Ruffini: l'ecologia, il nuovo paradigma e come essere Chiesa
Tutta la discussione nelle congregazioni generali, riassume Paolo Ruffini, prefetto del Dicastero per la Comunicazione, "è ruotata intorno a tre grandi temi, che si sono intrecciati tra loro e tutti legati all'Amazzonia: la questione ecologica, con i rischi di uno sviuluppo predatorio, la necessità di cambiare paradigma, attravesro l'inculturazione del Vangelo, e il modo di essere Chiesa in Amazzonia, con nuovi ministeri ordinati e l'attenzione ai sacramenti per tutte le comunità”.
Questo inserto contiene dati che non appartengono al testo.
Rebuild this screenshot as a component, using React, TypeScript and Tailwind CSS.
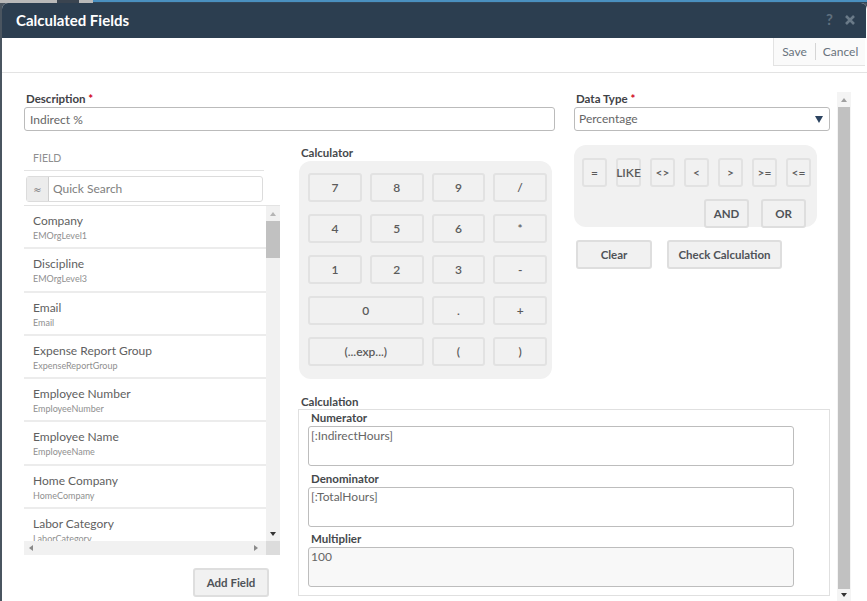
import React from 'react';

const fields = [
  ['Company', 'EMOrgLevel1'],
  ['Discipline', 'EMOrgLevel3'],
  ['Email', 'Email'],
  ['Expense Report Group', 'ExpenseReportGroup'],
  ['Employee Number', 'EmployeeNumber'],
  ['Employee Name', 'EmployeeName'],
  ['Home Company', 'HomeCompany'],
  ['Labor Category', 'LaborCategory'],
];

const keyClass =
  'h-[29px] flex items-center justify-center rounded-[3px] border-2 border-[#e2e2e2] bg-[#f1f1f1] text-[12px] font-semibold text-[#5b5b5b]';
const btnClass =
  'h-[29px] flex items-center justify-center rounded-[3px] border-2 border-[#dedede] bg-[#f1f1f1] text-[11.5px] font-bold text-[#4f5358]';

function Triangle({ dir, color = '#6f6f6f' }: { dir: 'up' | 'down' | 'left' | 'right'; color?: string }) {
  const points = {
    up: '1,6 4,2 7,6',
    down: '1,2 7,2 4,6',
    left: '6,1 6,7 2,4',
    right: '2,1 2,7 6,4',
  }[dir];
  return (
    <svg width="8" height="8" viewBox="0 0 8 8">
      <polygon points={points} fill={color} />
    </svg>
  );
}

function Area({ label, value, filled }: { label: string; value: string; filled?: boolean }) {
  return (
    <div className="flex flex-col">
      <label className="pl-[3px] text-[11.5px] leading-[14px] font-bold text-[#45484b]">{label}</label>
      <div
        className={`mt-[1px] h-[40px] w-[486px] rounded-[3px] border border-[#bdbdbd] px-[2px] py-[1px] text-[12px] leading-[16px] text-[#666] ${
          filled ? 'bg-[#f8f8f8]' : 'bg-white'
        }`}
      >
        {value}
      </div>
    </div>
  );
}

export default function App() {
  return (
    <div className="relative w-[867px] h-[601px] overflow-hidden bg-[#4a5560] pl-[2px] font-['Lato','Noto_Sans',sans-serif]">
      <div className="-ml-[2px] h-[3px] flex">
        <div className="w-[57px] bg-[#b9b9b9]" />
        <div className="w-[22px] bg-[#3a4450]" />
        <div className="w-[14px] bg-[#b9b9b9]" />
        <div className="flex-1 bg-[#4a90c0] border-b border-[#33475a]" />
      </div>
      <div className="h-[598px] w-[865px] bg-white rounded-t-[6px] overflow-hidden flex flex-col">
        <header className="h-[35px] shrink-0 bg-[#2c3e50] flex items-center justify-between pl-[14px] pr-[10px] mr-[1px]">
          <h1 className="text-[15px] font-bold text-white">Calculated Fields</h1>
          <div className="flex items-center gap-[11px] text-[#5f6f7e]">
            <span className="text-[15px] font-bold -mt-[3px]">?</span>
            <svg width="12" height="12" viewBox="0 0 12 12" className="-mt-[1px]">
              <path d="M2 2 L10 10 M10 2 L2 10" stroke="#6a7a88" strokeWidth="2.6" />
            </svg>
          </div>
        </header>

        <div className="h-[35px] shrink-0 border-b border-[#e3e3e3] flex justify-end items-start">
          <div className="h-[28px] w-[92px] mr-[2px] bg-[#fafafa] border-l border-b border-[#e3e3e3] flex items-center text-[12px] text-[#69737d]">
            <span className="w-[42px] text-center border-r border-[#d5d5d5] leading-[17px]">Save</span>
            <span className="flex-1 text-center">Cancel</span>
          </div>
        </div>

        <div className="flex-1 flex min-h-0 pt-[19px]">
          <main className="w-[828px] shrink-0 pl-[22px]">
            <div className="flex gap-[19px]">
              <div className="w-[531px]">
                <label className="block pl-[2px] text-[11.5px] leading-[14px] font-bold text-[#3f4246]">
                  Description <span className="text-[#d0021b]">*</span>
                </label>
                <div className="mt-[1px] h-[24px] rounded-[3px] border border-[#bbb] px-[5px] text-[12px] leading-[23px] text-[#666]">
                  Indirect %
                </div>
              </div>
              <div className="w-[256px]">
                <label className="block pl-[2px] text-[11.5px] leading-[14px] font-bold text-[#3f4246]">
                  Data Type <span className="text-[#d0021b]">*</span>
                </label>
                <div className="mt-[1px] h-[24px] rounded-[3px] border border-[#bbb] pl-[4px] pr-[5px] flex items-center justify-between text-[12px] text-[#666]">
                  Percentage
                  <svg width="10" height="9" viewBox="0 0 10 9">
                    <polygon points="1,1 9,1 5,8" fill="#2c4360" />
                  </svg>
                </div>
              </div>
            </div>

            <div className="flex gap-[19px]">
              <section className="w-[256px] pt-[20px]">
                <div className="h-[20px] pl-[9px] text-[10.5px] leading-[14px] text-[#8f8f8f] border-b border-[#e3e3e3] w-[240px]">
                  FIELD
                </div>
                <div className="mt-[5px] ml-[2px] h-[26px] w-[237px] flex rounded-[3px] border border-[#dcdcdc]">
                  <div className="w-[22px] bg-[#ececec] border-r border-[#cfcfcf] flex items-center justify-center font-['DejaVu_Sans',sans-serif] text-[10px] text-[#777]">
                    ≈
                  </div>
                  <div className="pl-[4px] text-[12px] leading-[24px] text-[#808080]">Quick Search</div>
                </div>
                <div className="mt-[3px] border-t border-[#e3e3e3] w-[256px]">
                  <div className="flex h-[335px]">
                    <div className="w-[242px] overflow-hidden">
                      {fields.map(([name, code]) => (
                        <div key={code} className="h-[43.3px] pl-[9px] pt-[7px] border-b-2 border-[#ececec]">
                          <div className="text-[12px] leading-[16px] text-[#5f5f5f]">{name}</div>
                          <div className="text-[9px] leading-[14px] text-[#8f8f8f]">{code}</div>
                        </div>
                      ))}
                    </div>
                    <div className="w-[14px] bg-[#f1f1f1] flex flex-col items-center justify-between pb-[3px]">
                      <div className="w-full flex flex-col items-center">
                        <div className="h-[15px] flex items-center">
                          <Triangle dir="up" color="#b5b5b5" />
                        </div>
                        <div className="h-[37px] w-full bg-[#c1c1c1]" />
                      </div>
                      <Triangle dir="down" color="#333" />
                    </div>
                  </div>
                  <div className="h-[14px] bg-[#f1f1f1] flex items-center justify-between">
                    <div className="pl-[3px] flex">
                      <Triangle dir="left" color="#8a8a8a" />
                    </div>
                    <div className="flex">
                      <div className="pr-[6px] flex items-center">
                        <Triangle dir="right" color="#8a8a8a" />
                      </div>
                      <div className="w-[14px] h-[14px] bg-[#dcdcdc]" />
                    </div>
                  </div>
                </div>
                <div className={`${btnClass} mt-[13px] ml-[169px] w-[76px]`}>Add Field</div>
              </section>

              <section className="flex-1 pt-[15px]">
                <div className="flex">
                  <div>
                    <div className="pl-[2px] text-[11.5px] leading-[14px] font-bold text-[#45484b]">Calculator</div>
                    <div className="mt-[1px] w-[253px] h-[218px] rounded-[12px] bg-[#f1f1f1] pl-[9px] pr-[5px] pt-[12px] grid grid-cols-4 gap-x-[8px] gap-y-[12px] content-start">
                      {['7', '8', '9', '/', '4', '5', '6', '*', '1', '2', '3', '-'].map((k) => (
                        <div key={k} className={keyClass}>{k}</div>
                      ))}
                      <div className={`${keyClass} col-span-2`}>0</div>
                      <div className={keyClass}>.</div>
                      <div className={keyClass}>+</div>
                      <div className={`${keyClass} col-span-2`}>(...exp...)</div>
                      <div className={keyClass}>(</div>
                      <div className={keyClass}>)</div>
                    </div>
                  </div>

                  <div className="ml-[22px] -mt-[1px]">
                    <div className="w-[243px] h-[82px] rounded-[12px] bg-[#f1f1f1] pl-[8px] pt-[13px]">
                      <div className="flex gap-[9px]">
                        {['=', 'LIKE', '<>', '<', '>', '>=', '<='].map((k) => (
                          <div key={k} className={`${keyClass} w-[25px] h-[28px] text-[11.5px] whitespace-nowrap`}>{k}</div>
                        ))}
                      </div>
                      <div className="mt-[12px] ml-[122px] flex gap-[12px]">
                        <div className={`${btnClass} w-[45px]`}>AND</div>
                        <div className={`${btnClass} w-[45px]`}>OR</div>
                      </div>
                    </div>
                    <div className="mt-[13px] ml-[2px] flex gap-[15px]">
                      <div className={`${btnClass} w-[76px]`}>Clear</div>
                      <div className={`${btnClass} w-[115px]`}>Check Calculation</div>
                    </div>
                  </div>
                </div>

                <div className="mt-[16px]">
                  <div className="pl-[2px] text-[11.5px] leading-[14px] font-bold text-[#45484b]">Calculation</div>
                  <div className="-ml-[1px] w-[532px] h-[187px] border border-[#e0e0e0] pl-[9px] pt-[1px] flex flex-col gap-[5.5px]">
                    <Area label="Numerator" value="[:IndirectHours]" />
                    <Area label="Denominator" value="[:TotalHours]" />
                    <Area label="Multiplier" value="100" filled />
                  </div>
                </div>
              </section>
            </div>
          </main>

          <div className="w-[14px] ml-[7px] flex flex-col items-center bg-[#f4f4f4]">
            <div className="h-[15px] flex items-center">
              <Triangle dir="up" color="#a0a0a0" />
            </div>
            <div className="flex-1 w-[12px] bg-[#c1c1c1]" />
            <div className="h-[12px] flex items-center">
              <Triangle dir="down" color="#333" />
            </div>
          </div>
        </div>
      </div>
    </div>
  );
}
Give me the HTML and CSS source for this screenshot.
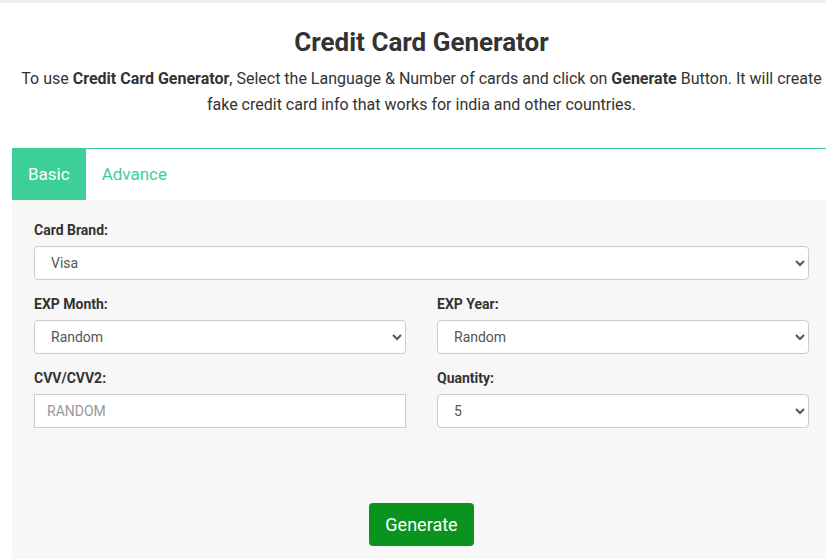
FILE: index.html
```html
<!DOCTYPE html>
<html>
<head>
<meta charset="utf-8">
<link rel="stylesheet" href="styles.css">
</head>
<body>
<div class="topbar"></div>
<div class="container">
  <h1 class="title">Credit Card Generator</h1>
  <p class="intro">To use <b>Credit Card Generator</b>, Select the Language &amp; Number of cards and click on <b>Generate</b> Button. It will create fake credit card info that works for india and other countries.</p>
  <div class="tabs">
    <div class="tab active">Basic</div>
    <div class="tab">Advance</div>
  </div>
  <div class="panel">
    <div class="group">
      <label class="label">Card Brand:</label>
      <select class="control"><option>Visa</option></select>
    </div>
    <div class="row">
      <div class="group">
        <label class="label">EXP Month:</label>
        <select class="control"><option>Random</option></select>
      </div>
      <div class="group">
        <label class="label">EXP Year:</label>
        <select class="control"><option>Random</option></select>
      </div>
    </div>
    <div class="row">
      <div class="group">
        <label class="label">CVV/CVV2:</label>
        <input class="control input" type="text" placeholder="RANDOM">
      </div>
      <div class="group">
        <label class="label">Quantity:</label>
        <select class="control"><option>5</option></select>
      </div>
    </div>
    <div class="actions">
      <button class="btn">Generate</button>
    </div>
  </div>
</div>
</body>
</html>
```
FILE: styles.css
```css
html { overflow: hidden; }
body {
  margin: 0;
  font-family: Roboto, "Liberation Sans", Arial, sans-serif;
  color: #333;
  background: #fff;
}
.topbar {
  height: 3px;
  background: #eef0f0;
}
.container {
  width: 819px;
  margin-left: 12px;
}
.title {
  margin: 25px 0 10px;
  font-size: 26px;
  line-height: 28px;
  font-weight: 700;
  text-align: center;
  color: #333;
}
.intro {
  margin: 0 0 30px;
  font-size: 16px;
  line-height: 26px;
  text-align: center;
  color: #333;
}
.intro b { font-weight: 700; }
.tabs {
  display: flex;
  border-top: 1px solid #3ccf97;
  height: 51px;
}
.tab {
  padding: 0 16px 1px;
  display: flex;
  align-items: center;
  font-size: 17px;
  color: #3ccf97;
}
.tab.active {
  background: #3ccf97;
  color: #fff;
}
.panel {
  background: #f7f7f7;
  padding: 20px 22px 20px;
  height: 400px;
}
.row {
  display: grid;
  grid-template-columns: 1fr 1fr;
  column-gap: 31px;
}
.group {
  display: flex;
  flex-direction: column;
  margin-bottom: 14px;
}
.label {
  font-size: 14px;
  line-height: 20px;
  font-weight: 700;
  color: #333;
  margin-bottom: 6px;
}
.control {
  height: 34px;
  box-sizing: border-box;
  border: 1px solid #ccc;
  border-radius: 4px;
  background: #fff;
  font-family: Roboto, "Liberation Sans", Arial, sans-serif;
  font-size: 14px;
  color: #555;
  padding: 6px 12px;
  width: 100%;
}
.input {
  border-radius: 0;
}
.input::placeholder { color: #999; }
.actions {
  display: flex;
  justify-content: center;
  margin-top: 61px;
}
.btn {
  background: #0b9320;
  color: #fff;
  border: none;
  border-radius: 4px;
  font-family: Roboto, "Liberation Sans", Arial, sans-serif;
  font-size: 18px;
  padding: 0 16px;
  height: 43px;
  width: 105px;
}
```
Il programma del Sinodo: i lavori dei 12 circoli minori
I lavori del Sinodo, spiega padre Giacomo Costa, segretario della commissione per l’informazione, dopo i primi tre giorni dedicati agli interventi in aula, sono ora alla fase del confronto nei circoli minori. I padri sinodali, gli esperti e gli uditori sono stati divisi in 12 circoli linguistici, 5 in lingua spagnola, 4 in portoghese, 2 in italiano e 1 in inglese e francese. I lavori dei circoli proseguiranno anche domani, mentre sabato 12 ottobre riprenderanno le congregazioni generali, che proseguiranno fino a martedì 15. Quindi ci saranno altri due giorni dedicati ai circoli minori e la sera di giovedì 17 i relatori presenteranno le 12 relazioni, che saranno raccolte in una relazione unica che verrà pubblicata da “L’Osservatore Romano” e sul sito www.vatican.va. L’ultima settimana, infine, sarà dedicata a discutere il progetto del documento finale, che verrà votato il pomeriggio di sabato 26 ottobre.